begin Recorded information
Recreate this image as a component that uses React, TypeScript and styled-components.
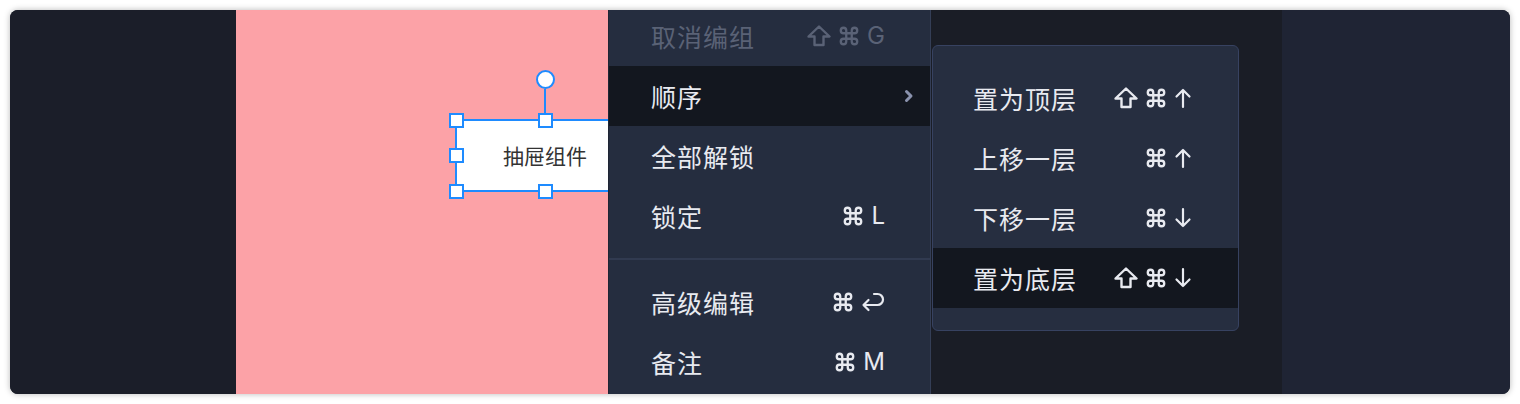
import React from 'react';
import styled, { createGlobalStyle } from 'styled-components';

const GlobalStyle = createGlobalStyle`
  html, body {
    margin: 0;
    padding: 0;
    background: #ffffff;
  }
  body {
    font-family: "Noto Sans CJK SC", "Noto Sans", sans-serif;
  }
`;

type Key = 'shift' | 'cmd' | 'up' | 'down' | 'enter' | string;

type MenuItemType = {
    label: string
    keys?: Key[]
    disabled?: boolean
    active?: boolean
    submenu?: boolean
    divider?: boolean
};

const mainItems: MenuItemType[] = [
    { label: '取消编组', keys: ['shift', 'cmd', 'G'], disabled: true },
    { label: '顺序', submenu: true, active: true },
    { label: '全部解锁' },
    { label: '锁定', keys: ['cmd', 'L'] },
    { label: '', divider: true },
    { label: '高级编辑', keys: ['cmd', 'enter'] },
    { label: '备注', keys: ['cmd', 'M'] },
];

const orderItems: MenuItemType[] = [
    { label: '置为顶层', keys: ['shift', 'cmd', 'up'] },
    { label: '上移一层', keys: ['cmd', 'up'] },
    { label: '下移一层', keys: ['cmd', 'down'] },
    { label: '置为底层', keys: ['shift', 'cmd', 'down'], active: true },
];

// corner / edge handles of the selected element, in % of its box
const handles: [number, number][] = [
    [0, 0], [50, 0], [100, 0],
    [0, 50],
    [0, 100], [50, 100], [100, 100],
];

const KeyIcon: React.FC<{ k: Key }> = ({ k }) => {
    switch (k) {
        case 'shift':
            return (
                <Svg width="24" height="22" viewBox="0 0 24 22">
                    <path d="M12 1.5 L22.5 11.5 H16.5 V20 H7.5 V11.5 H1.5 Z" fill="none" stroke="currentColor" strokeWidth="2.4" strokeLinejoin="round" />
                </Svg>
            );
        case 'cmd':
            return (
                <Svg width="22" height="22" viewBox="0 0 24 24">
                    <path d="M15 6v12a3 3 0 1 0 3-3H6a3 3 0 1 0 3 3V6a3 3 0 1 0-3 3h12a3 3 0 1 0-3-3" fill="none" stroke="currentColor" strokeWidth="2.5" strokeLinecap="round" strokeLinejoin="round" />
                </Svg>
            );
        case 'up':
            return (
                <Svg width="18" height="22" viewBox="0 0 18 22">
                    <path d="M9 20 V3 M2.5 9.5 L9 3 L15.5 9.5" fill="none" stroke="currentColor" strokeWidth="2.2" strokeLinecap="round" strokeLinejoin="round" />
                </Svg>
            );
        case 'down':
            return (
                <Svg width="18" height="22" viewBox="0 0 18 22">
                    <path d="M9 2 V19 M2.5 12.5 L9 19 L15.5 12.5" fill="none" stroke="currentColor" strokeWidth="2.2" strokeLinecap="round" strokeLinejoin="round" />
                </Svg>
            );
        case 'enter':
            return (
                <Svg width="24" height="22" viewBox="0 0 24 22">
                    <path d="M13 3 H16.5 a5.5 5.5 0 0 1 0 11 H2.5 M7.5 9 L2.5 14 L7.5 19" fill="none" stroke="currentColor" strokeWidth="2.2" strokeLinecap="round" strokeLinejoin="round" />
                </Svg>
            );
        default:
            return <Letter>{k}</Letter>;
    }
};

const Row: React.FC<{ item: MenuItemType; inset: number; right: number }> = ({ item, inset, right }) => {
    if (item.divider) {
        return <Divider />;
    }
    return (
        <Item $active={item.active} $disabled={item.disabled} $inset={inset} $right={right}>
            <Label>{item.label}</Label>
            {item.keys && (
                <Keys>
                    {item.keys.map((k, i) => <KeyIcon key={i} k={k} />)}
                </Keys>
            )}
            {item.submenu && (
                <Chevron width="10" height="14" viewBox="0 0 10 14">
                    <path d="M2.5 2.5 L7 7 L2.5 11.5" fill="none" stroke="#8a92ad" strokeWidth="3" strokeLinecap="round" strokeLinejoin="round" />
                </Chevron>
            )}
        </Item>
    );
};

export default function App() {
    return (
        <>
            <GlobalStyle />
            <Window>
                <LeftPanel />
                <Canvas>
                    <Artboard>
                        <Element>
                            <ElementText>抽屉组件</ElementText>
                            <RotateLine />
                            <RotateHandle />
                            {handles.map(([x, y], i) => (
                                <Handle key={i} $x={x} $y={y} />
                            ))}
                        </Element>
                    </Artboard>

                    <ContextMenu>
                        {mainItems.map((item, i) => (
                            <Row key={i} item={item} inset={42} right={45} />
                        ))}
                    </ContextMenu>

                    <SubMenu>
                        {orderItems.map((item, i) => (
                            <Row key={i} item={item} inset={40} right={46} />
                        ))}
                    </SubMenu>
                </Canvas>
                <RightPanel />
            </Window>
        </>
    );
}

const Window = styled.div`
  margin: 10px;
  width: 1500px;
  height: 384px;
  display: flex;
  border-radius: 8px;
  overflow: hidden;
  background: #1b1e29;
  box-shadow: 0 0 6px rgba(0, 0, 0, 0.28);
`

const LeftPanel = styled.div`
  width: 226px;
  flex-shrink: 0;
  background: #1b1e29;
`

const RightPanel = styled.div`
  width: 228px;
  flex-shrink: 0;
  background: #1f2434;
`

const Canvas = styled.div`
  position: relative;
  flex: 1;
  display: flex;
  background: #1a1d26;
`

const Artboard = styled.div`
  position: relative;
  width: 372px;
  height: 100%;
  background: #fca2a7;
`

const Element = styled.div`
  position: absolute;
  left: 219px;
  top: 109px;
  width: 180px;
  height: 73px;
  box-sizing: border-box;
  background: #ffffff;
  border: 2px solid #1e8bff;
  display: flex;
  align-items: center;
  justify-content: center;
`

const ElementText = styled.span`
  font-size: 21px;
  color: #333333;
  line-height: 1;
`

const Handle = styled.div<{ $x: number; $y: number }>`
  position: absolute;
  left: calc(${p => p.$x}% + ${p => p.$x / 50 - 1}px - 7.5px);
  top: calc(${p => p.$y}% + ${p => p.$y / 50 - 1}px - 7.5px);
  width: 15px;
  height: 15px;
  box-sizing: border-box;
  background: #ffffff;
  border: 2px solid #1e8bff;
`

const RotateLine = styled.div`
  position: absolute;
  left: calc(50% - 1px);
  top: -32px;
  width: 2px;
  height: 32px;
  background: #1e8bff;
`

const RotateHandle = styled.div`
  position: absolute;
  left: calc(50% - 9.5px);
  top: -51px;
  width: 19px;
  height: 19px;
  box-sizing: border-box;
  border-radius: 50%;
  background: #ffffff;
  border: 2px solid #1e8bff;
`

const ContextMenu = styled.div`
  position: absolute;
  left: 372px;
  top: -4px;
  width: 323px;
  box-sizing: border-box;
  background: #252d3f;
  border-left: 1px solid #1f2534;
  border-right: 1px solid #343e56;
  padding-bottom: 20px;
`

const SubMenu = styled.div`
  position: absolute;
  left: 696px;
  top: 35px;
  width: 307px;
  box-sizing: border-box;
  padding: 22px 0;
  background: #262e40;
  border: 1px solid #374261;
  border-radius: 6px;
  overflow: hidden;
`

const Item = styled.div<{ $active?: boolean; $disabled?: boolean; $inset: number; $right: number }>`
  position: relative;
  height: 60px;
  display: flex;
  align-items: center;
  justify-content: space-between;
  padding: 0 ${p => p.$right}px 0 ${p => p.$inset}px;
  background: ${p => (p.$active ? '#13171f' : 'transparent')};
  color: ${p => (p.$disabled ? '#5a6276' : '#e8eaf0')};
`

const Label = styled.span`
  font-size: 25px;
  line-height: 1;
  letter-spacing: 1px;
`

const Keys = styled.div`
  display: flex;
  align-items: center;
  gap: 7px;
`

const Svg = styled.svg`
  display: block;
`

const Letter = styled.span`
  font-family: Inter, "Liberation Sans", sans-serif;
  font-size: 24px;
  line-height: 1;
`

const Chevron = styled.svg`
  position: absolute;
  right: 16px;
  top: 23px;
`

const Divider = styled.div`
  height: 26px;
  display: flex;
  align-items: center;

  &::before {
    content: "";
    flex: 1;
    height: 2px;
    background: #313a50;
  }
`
end Recorded information
What you will do:
Only the lines from the start of the material through the line containing "type Key = 'shift'" should be transcribed. Pictures stay out.

Exercise response:
Recreate this image as a component that uses React, TypeScript and styled-components.
import React from 'react';
import styled, { createGlobalStyle } from 'styled-components';

const GlobalStyle = createGlobalStyle`
  html, body {
    margin: 0;
    padding: 0;
    background: #ffffff;
  }
  body {
    font-family: "Noto Sans CJK SC", "Noto Sans", sans-serif;
  }
`;

type Key = 'shift' | 'cmd' | 'up' | 'down' | 'enter' | string;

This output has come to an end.